__To be done__
Leave out the pictures and copy everything else below exactly.

--- Begin Recorded data ---

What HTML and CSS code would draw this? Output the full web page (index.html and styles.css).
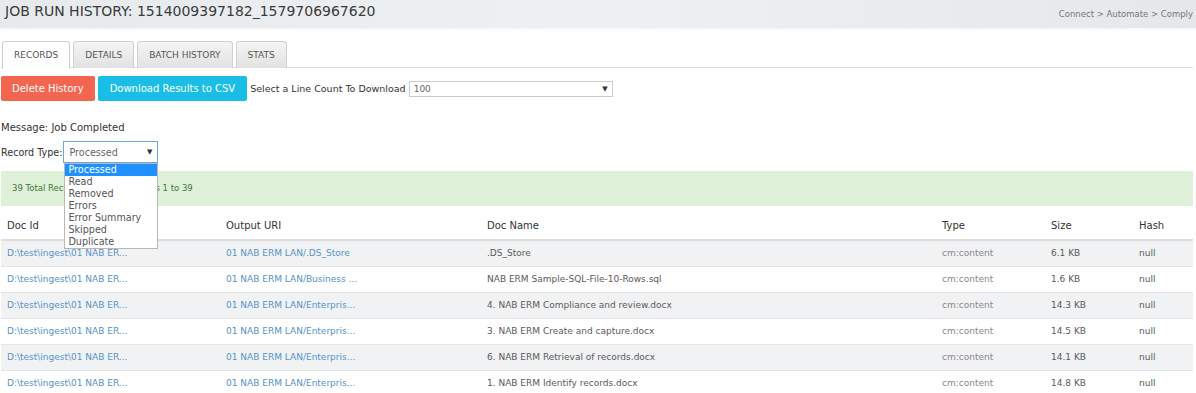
FILE: index.html
```html
<!DOCTYPE html>
<html lang="en">
<head>
    <meta charset="UTF-8">
    <title>Job Run History</title>
    <link rel="stylesheet" href="styles.css">
</head>
<body>
    <div class="page-header">
        <h1>JOB RUN HISTORY: 1514009397182_1579706967620</h1>
        <span class="tagline">Connect &gt; Automate &gt; Comply</span>
    </div>

    <div class="content">
        <ul class="tabs">
            <li class="tab active">RECORDS</li>
            <li class="tab">DETAILS</li>
            <li class="tab">BATCH HISTORY</li>
            <li class="tab">STATS</li>
        </ul>

        <div class="toolbar">
            <button class="btn btn-danger">Delete History</button>
            <button class="btn btn-info">Download Results to CSV</button>
            <label class="toolbar-label">Select a Line Count To Download</label>
            <div class="select line-count">
                <span>100</span>
                <span class="caret">&#9660;</span>
            </div>
        </div>

        <p class="message">Message: Job Completed</p>

        <div class="record-type">
            <label>Record Type:</label>
            <div class="select-wrap">
                <div class="select type-select">
                    <span>Processed</span>
                    <span class="caret">&#9660;</span>
                </div>
                <ul class="dropdown">
                    <li class="selected">Processed</li>
                    <li>Read</li>
                    <li>Removed</li>
                    <li>Errors</li>
                    <li>Error Summary</li>
                    <li>Skipped</li>
                    <li>Duplicate</li>
                </ul>
            </div>
        </div>

        <div class="alert">39 Total Records, Showing Records 1 to 39</div>

        <table class="records">
            <thead>
                <tr>
                    <th class="c-id">Doc Id</th>
                    <th class="c-uri">Output URI</th>
                    <th class="c-name">Doc Name</th>
                    <th class="c-type">Type</th>
                    <th class="c-size">Size</th>
                    <th>Hash</th>
                </tr>
            </thead>
            <tbody>
                <tr>
                    <td class="link">D:\test\ingest\01 NAB ER...</td>
                    <td class="link">01 NAB ERM LAN/.DS_Store</td>
                    <td>.DS_Store</td>
                    <td class="muted">cm:content</td>
                    <td>6.1 KB</td>
                    <td>null</td>
                </tr>
                <tr>
                    <td class="link">D:\test\ingest\01 NAB ER...</td>
                    <td class="link">01 NAB ERM LAN/Business ...</td>
                    <td>NAB ERM Sample-SQL-File-10-Rows.sql</td>
                    <td class="muted">cm:content</td>
                    <td>1.6 KB</td>
                    <td>null</td>
                </tr>
                <tr>
                    <td class="link">D:\test\ingest\01 NAB ER...</td>
                    <td class="link">01 NAB ERM LAN/Enterpris...</td>
                    <td>4. NAB ERM Compliance and review.docx</td>
                    <td class="muted">cm:content</td>
                    <td>14.3 KB</td>
                    <td>null</td>
                </tr>
                <tr>
                    <td class="link">D:\test\ingest\01 NAB ER...</td>
                    <td class="link">01 NAB ERM LAN/Enterpris...</td>
                    <td>3. NAB ERM Create and capture.docx</td>
                    <td class="muted">cm:content</td>
                    <td>14.5 KB</td>
                    <td>null</td>
                </tr>
                <tr>
                    <td class="link">D:\test\ingest\01 NAB ER...</td>
                    <td class="link">01 NAB ERM LAN/Enterpris...</td>
                    <td>6. NAB ERM Retrieval of records.docx</td>
                    <td class="muted">cm:content</td>
                    <td>14.1 KB</td>
                    <td>null</td>
                </tr>
                <tr>
                    <td class="link">D:\test\ingest\01 NAB ER...</td>
                    <td class="link">01 NAB ERM LAN/Enterpris...</td>
                    <td>1. NAB ERM Identify records.docx</td>
                    <td class="muted">cm:content</td>
                    <td>14.8 KB</td>
                    <td>null</td>
                </tr>
            </tbody>
        </table>
    </div>
</body>
</html>
```

FILE: styles.css
```css
* {
    margin: 0;
    padding: 0;
    box-sizing: border-box;
}

body {
    font-family: "DejaVu Sans", "Open Sans", sans-serif;
    font-size: 10px;
    color: #444;
    background: #fff;
}

.page-header {
    height: 28px;
    background: linear-gradient(90deg, #e6eaed 0%, #eef1f3 50%, #e4e8eb 100%);
    display: flex;
    justify-content: space-between;
    align-items: flex-end;
    padding: 0 3px 4px 5px;
    box-shadow: 0 1px 2px rgba(0, 0, 0, 0.06);
}

.page-header h1 {
    font-size: 14px;
    font-weight: normal;
    color: #3a3a3a;
    align-self: center;
    margin-top: -3px;
}

.tagline {
    font-size: 8.5px;
    color: #777;
    margin-bottom: 5px;
}

.content {
    padding: 0 3px 0 1px;
}

.tabs {
    list-style: none;
    display: flex;
    gap: 3px;
    margin-top: 13px;
    padding-left: 1px;
    border-bottom: 1px solid #ddd;
    height: 27px;
}

.tab {
    padding: 0 11px;
    height: 27px;
    line-height: 26px;
    font-size: 9px;
    color: #555;
    border: 1px solid #d0d0d0;
    border-bottom: none;
    border-radius: 3px 3px 0 0;
    background: linear-gradient(#f4f4f4, #e2e2e2);
}

.tab.active {
    background: #fff;
    height: 28px;
}

.toolbar {
    display: flex;
    align-items: center;
    margin-top: 8px;
    gap: 3px;
}

.btn {
    height: 25px;
    border: none;
    border-radius: 2px;
    color: #fff;
    font-family: inherit;
    font-size: 10px;
    padding: 0 11px;
}

.btn-info {
    background: #19bde6;
    padding: 0 12px;
}

.btn-danger {
    background: #f4654f;
}

.toolbar-label {
    font-size: 9.5px;
    color: #333;
}

.select {
    display: flex;
    justify-content: space-between;
    align-items: center;
    border: 1px solid #ccc;
    background: #fff;
    font-size: 9px;
    color: #666;
    padding: 0 4px;
}

.caret {
    font-size: 7px;
    color: #333;
}

.line-count {
    width: 204px;
    height: 16px;
}

.message {
    margin-top: 21px;
    font-size: 10px;
    color: #333;
}

.record-type {
    display: flex;
    align-items: center;
    gap: 1px;
    margin-top: 8px;
    font-size: 9.6px;
    color: #333;
}

.select-wrap {
    position: relative;
}

.type-select {
    width: 95px;
    height: 22px;
    border-color: #6aa7e0;
    font-size: 9.6px;
    padding: 0 5px;
}

.dropdown {
    position: absolute;
    top: 22px;
    left: 1px;
    width: 94px;
    list-style: none;
    background: #fff;
    border: 1px solid #b8b8b8;
    z-index: 10;
    font-size: 9.6px;
    color: #555;
}

.dropdown li {
    height: 12px;
    line-height: 12px;
    padding-left: 3px;
}

.dropdown li.selected {
    background: #1e90ff;
    color: #fff;
}

.alert {
    margin-top: 8px;
    height: 35px;
    background: #dff0d8;
    color: #3c763d;
    font-size: 8.5px;
    line-height: 35px;
    padding-left: 11px;
}

.records {
    width: 100%;
    border-collapse: collapse;
    font-size: 9px;
}

.records th {
    text-align: left;
    font-weight: normal;
    font-size: 10px;
    color: #333;
    height: 34px;
    padding: 5px 6px 0;
    border-bottom: 2px solid #ddd;
}

.records td {
    height: 26px;
    padding: 0 6px;
    border-top: 1px solid #e4e4e4;
    color: #5a5a5a;
    white-space: nowrap;
}

.records tbody tr:nth-child(odd) {
    background: #f1f2f4;
}

.records td.link {
    color: #5592c8;
}

.records td.muted {
    color: #888;
}

.c-id { width: 219px; }
.c-uri { width: 261px; }
.c-name { width: 455px; }
.c-type { width: 109px; }
.c-size { width: 88px; }
```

--- End Recorded data ---

__Response__
What HTML and CSS code would draw this? Output the full web page (index.html and styles.css).
FILE: index.html
```html
<!DOCTYPE html>
<html lang="en">
<head>
    <meta charset="UTF-8">
    <title>Job Run History</title>
    <link rel="stylesheet" href="styles.css">
</head>
<body>
    <div class="page-header">
        <h1>JOB RUN HISTORY: 1514009397182_1579706967620</h1>
        <span class="tagline">Connect &gt; Automate &gt; Comply</span>
    </div>

    <div class="content">
        <ul class="tabs">
            <li class="tab active">RECORDS</li>
            <li class="tab">DETAILS</li>
            <li class="tab">BATCH HISTORY</li>
            <li class="tab">STATS</li>
        </ul>

        <div class="toolbar">
            <button class="btn btn-danger">Delete History</button>
            <button class="btn btn-info">Download Results to CSV</button>
            <label class="toolbar-label">Select a Line Count To Download</label>
            <div class="select line-count">
                <span>100</span>
                <span class="caret">&#9660;</span>
            </div>
        </div>

        <p class="message">Message: Job Completed</p>

        <div class="record-type">
            <label>Record Type:</label>
            <div class="select-wrap">
                <div class="select type-select">
                    <span>Processed</span>
                    <span class="caret">&#9660;</span>
                </div>
                <ul class="dropdown">
                    <li class="selected">Processed</li>
                    <li>Read</li>
                    <li>Removed</li>
                    <li>Errors</li>
                    <li>Error Summary</li>
                    <li>Skipped</li>
                    <li>Duplicate</li>
                </ul>
            </div>
        </div>

        <div class="alert">39 Total Records, Showing Records 1 to 39</div>

        <table class="records">
            <thead>
                <tr>
                    <th class="c-id">Doc Id</th>
                    <th class="c-uri">Output URI</th>
                    <th class="c-name">Doc Name</th>
                    <th class="c-type">Type</th>
                    <th class="c-size">Size</th>
                    <th>Hash</th>
                </tr>
            </thead>
            <tbody>
                <tr>
                    <td class="link">D:\test\ingest\01 NAB ER...</td>
                    <td class="link">01 NAB ERM LAN/.DS_Store</td>
                    <td>.DS_Store</td>
                    <td class="muted">cm:content</td>
                    <td>6.1 KB</td>
                    <td>null</td>
                </tr>
                <tr>
                    <td class="link">D:\test\ingest\01 NAB ER...</td>
                    <td class="link">01 NAB ERM LAN/Business ...</td>
                    <td>NAB ERM Sample-SQL-File-10-Rows.sql</td>
                    <td class="muted">cm:content</td>
                    <td>1.6 KB</td>
                    <td>null</td>
                </tr>
                <tr>
                    <td class="link">D:\test\ingest\01 NAB ER...</td>
                    <td class="link">01 NAB ERM LAN/Enterpris...</td>
                    <td>4. NAB ERM Compliance and review.docx</td>
                    <td class="muted">cm:content</td>
                    <td>14.3 KB</td>
                    <td>null</td>
                </tr>
                <tr>
                    <td class="link">D:\test\ingest\01 NAB ER...</td>
                    <td class="link">01 NAB ERM LAN/Enterpris...</td>
                    <td>3. NAB ERM Create and capture.docx</td>
                    <td class="muted">cm:content</td>
                    <td>14.5 KB</td>
                    <td>null</td>
                </tr>
                <tr>
                    <td class="link">D:\test\ingest\01 NAB ER...</td>
                    <td class="link">01 NAB ERM LAN/Enterpris...</td>
                    <td>6. NAB ERM Retrieval of records.docx</td>
                    <td class="muted">cm:content</td>
                    <td>14.1 KB</td>
                    <td>null</td>
                </tr>
                <tr>
                    <td class="link">D:\test\ingest\01 NAB ER...</td>
                    <td class="link">01 NAB ERM LAN/Enterpris...</td>
                    <td>1. NAB ERM Identify records.docx</td>
                    <td class="muted">cm:content</td>
                    <td>14.8 KB</td>
                    <td>null</td>
                </tr>
            </tbody>
        </table>
    </div>
</body>
</html>
```

FILE: styles.css
```css
* {
    margin: 0;
    padding: 0;
    box-sizing: border-box;
}

body {
    font-family: "DejaVu Sans", "Open Sans", sans-serif;
    font-size: 10px;
    color: #444;
    background: #fff;
}

.page-header {
    height: 28px;
    background: linear-gradient(90deg, #e6eaed 0%, #eef1f3 50%, #e4e8eb 100%);
    display: flex;
    justify-content: space-between;
    align-items: flex-end;
    padding: 0 3px 4px 5px;
    box-shadow: 0 1px 2px rgba(0, 0, 0, 0.06);
}

.page-header h1 {
    font-size: 14px;
    font-weight: normal;
    color: #3a3a3a;
    align-self: center;
    margin-top: -3px;
}

.tagline {
    font-size: 8.5px;
    color: #777;
    margin-bottom: 5px;
}

.content {
    padding: 0 3px 0 1px;
}

.tabs {
    list-style: none;
    display: flex;
    gap: 3px;
    margin-top: 13px;
    padding-left: 1px;
    border-bottom: 1px solid #ddd;
    height: 27px;
}

.tab {
    padding: 0 11px;
    height: 27px;
    line-height: 26px;
    font-size: 9px;
    color: #555;
    border: 1px solid #d0d0d0;
    border-bottom: none;
    border-radius: 3px 3px 0 0;
    background: linear-gradient(#f4f4f4, #e2e2e2);
}

.tab.active {
    background: #fff;
    height: 28px;
}

.toolbar {
    display: flex;
    align-items: center;
    margin-top: 8px;
    gap: 3px;
}

.btn {
    height: 25px;
    border: none;
    border-radius: 2px;
    color: #fff;
    font-family: inherit;
    font-size: 10px;
    padding: 0 11px;
}

.btn-info {
    background: #19bde6;
    padding: 0 12px;
}

.btn-danger {
    background: #f4654f;
}

.toolbar-label {
    font-size: 9.5px;
    color: #333;
}

.select {
    display: flex;
    justify-content: space-between;
    align-items: center;
    border: 1px solid #ccc;
    background: #fff;
    font-size: 9px;
    color: #666;
    padding: 0 4px;
}

.caret {
    font-size: 7px;
    color: #333;
}

.line-count {
    width: 204px;
    height: 16px;
}

.message {
    margin-top: 21px;
    font-size: 10px;
    color: #333;
}

.record-type {
    display: flex;
    align-items: center;
    gap: 1px;
    margin-top: 8px;
    font-size: 9.6px;
    color: #333;
}

.select-wrap {
    position: relative;
}

.type-select {
    width: 95px;
    height: 22px;
    border-color: #6aa7e0;
    font-size: 9.6px;
    padding: 0 5px;
}

.dropdown {
    position: absolute;
    top: 22px;
    left: 1px;
    width: 94px;
    list-style: none;
    background: #fff;
    border: 1px solid #b8b8b8;
    z-index: 10;
    font-size: 9.6px;
    color: #555;
}

.dropdown li {
    height: 12px;
    line-height: 12px;
    padding-left: 3px;
}

.dropdown li.selected {
    background: #1e90ff;
    color: #fff;
}

.alert {
    margin-top: 8px;
    height: 35px;
    background: #dff0d8;
    color: #3c763d;
    font-size: 8.5px;
    line-height: 35px;
    padding-left: 11px;
}

.records {
    width: 100%;
    border-collapse: collapse;
    font-size: 9px;
}

.records th {
    text-align: left;
    font-weight: normal;
    font-size: 10px;
    color: #333;
    height: 34px;
    padding: 5px 6px 0;
    border-bottom: 2px solid #ddd;
}

.records td {
    height: 26px;
    padding: 0 6px;
    border-top: 1px solid #e4e4e4;
    color: #5a5a5a;
    white-space: nowrap;
}

.records tbody tr:nth-child(odd) {
    background: #f1f2f4;
}

.records td.link {
    color: #5592c8;
}

.records td.muted {
    color: #888;
}

.c-id { width: 219px; }
.c-uri { width: 261px; }
.c-name { width: 455px; }
.c-type { width: 109px; }
.c-size { width: 88px; }
```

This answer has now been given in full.